Aktivis Gelar Aksi Tolak Revisi UU Ketenagakerjaan
Sejumlah aktivis yang tergabung dalam Aliansi Rakyat Untuk Demokrasi (ARD) aksi di depan Balaikota Malang untuk menolak revisi UU Ketenagakerjaan No 13 tahun 2003.
Koordinator lapangan aksi ARD, Prasetyo Lanang mengungkapkan bahwa UU Ketenagakerjaan tersebut karena dianggap akan menciptakan fleksibiltas pangsa pasar tenaga kerja.
"Inilah yang akan menjadi bagian dari politik upah murah. Dalam revisi tersebut juga akan memangkas hak-hak normatif buruh perempuan," ungkapnya.
Prasetyo atau yang akrab disapa Tyo menjelaskan hak-hak normatif buruh perempuan tersebut meliputi hak cuti haid dan hak cuti hamil.
"Selain itu penerapan sistem kerja yang fleksibel melalui kontrak kerja outsourcing dan magang dapat merugikan kaum buruh," tuturnya.
Menurut Tyo dengan masih adanya PP 78, juga dianggap akan merugikan kaum buruh.
"Mengenai masih adanya PP 78 terkait sistem pengupahan yang dianggap masih jauh dari kata layak," terangnya.
Tyo menambahkan bahwa kondisi buruh di Indonesia dan Kota Malang saat ini banyak yang mengalami Pemutusan Hubungan Kerja (PHK).
"Serta masih banyak buruh yang belum mendapatkan jaminan hidup yang layak dan kepastian karir dalam dunia kerja,"jelasnya.
Dalam rilis yang diterima oleh ngopibareng.id ada tujuh tuntutan yang disampaikan oleh ARD. Lima di antaranya berisi mengenai buruh dan sisanya berbicara mengenai rasisme serta represifitas.
Lima tuntutan mengenai buruh itu di antaranya, tolak revisi UU Ketanagakerjaan No 13 tahun 2003, hapus sistem kerja kontrak, outsourcing dan magang.

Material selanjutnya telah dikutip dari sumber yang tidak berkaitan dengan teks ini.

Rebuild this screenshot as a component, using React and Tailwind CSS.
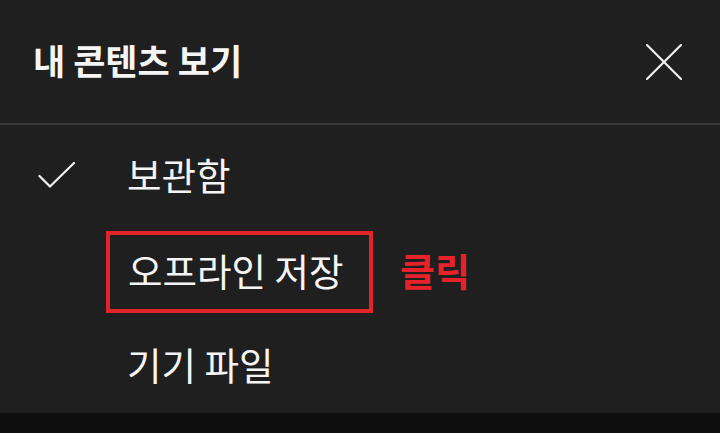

Selanjutnya cabut PP 78 tahun 2018, wujudkan upah layak nasional dan berikan jaminan sosial.
ARD melakukan aksi di depan Balaikota Malang pada Senin 26 Agustus 2019 sekitar pukul 09.00 WIB, yang diikuti oleh ratusan massa aksi.
Tyo berharap melalui jalur litigasi dan non-litigasi bersama tekanan massa aksi. Gerakan buruh dan mahasiswa dapat menekan arah kebijakan dalam upaya revisi UU Ketenagakerjaan.
"Sekaligus adanya upaya dari pemerintah sebagai pemegang wewenang untuk dapat melibatkan kaum buruh dalam setiap pembuatan kebijakan," katanya.
Tyo mengingatkan pemerintah untuk merumuskan kebijakan yang pro terhadap kaum buruh atau masyakarat miskin.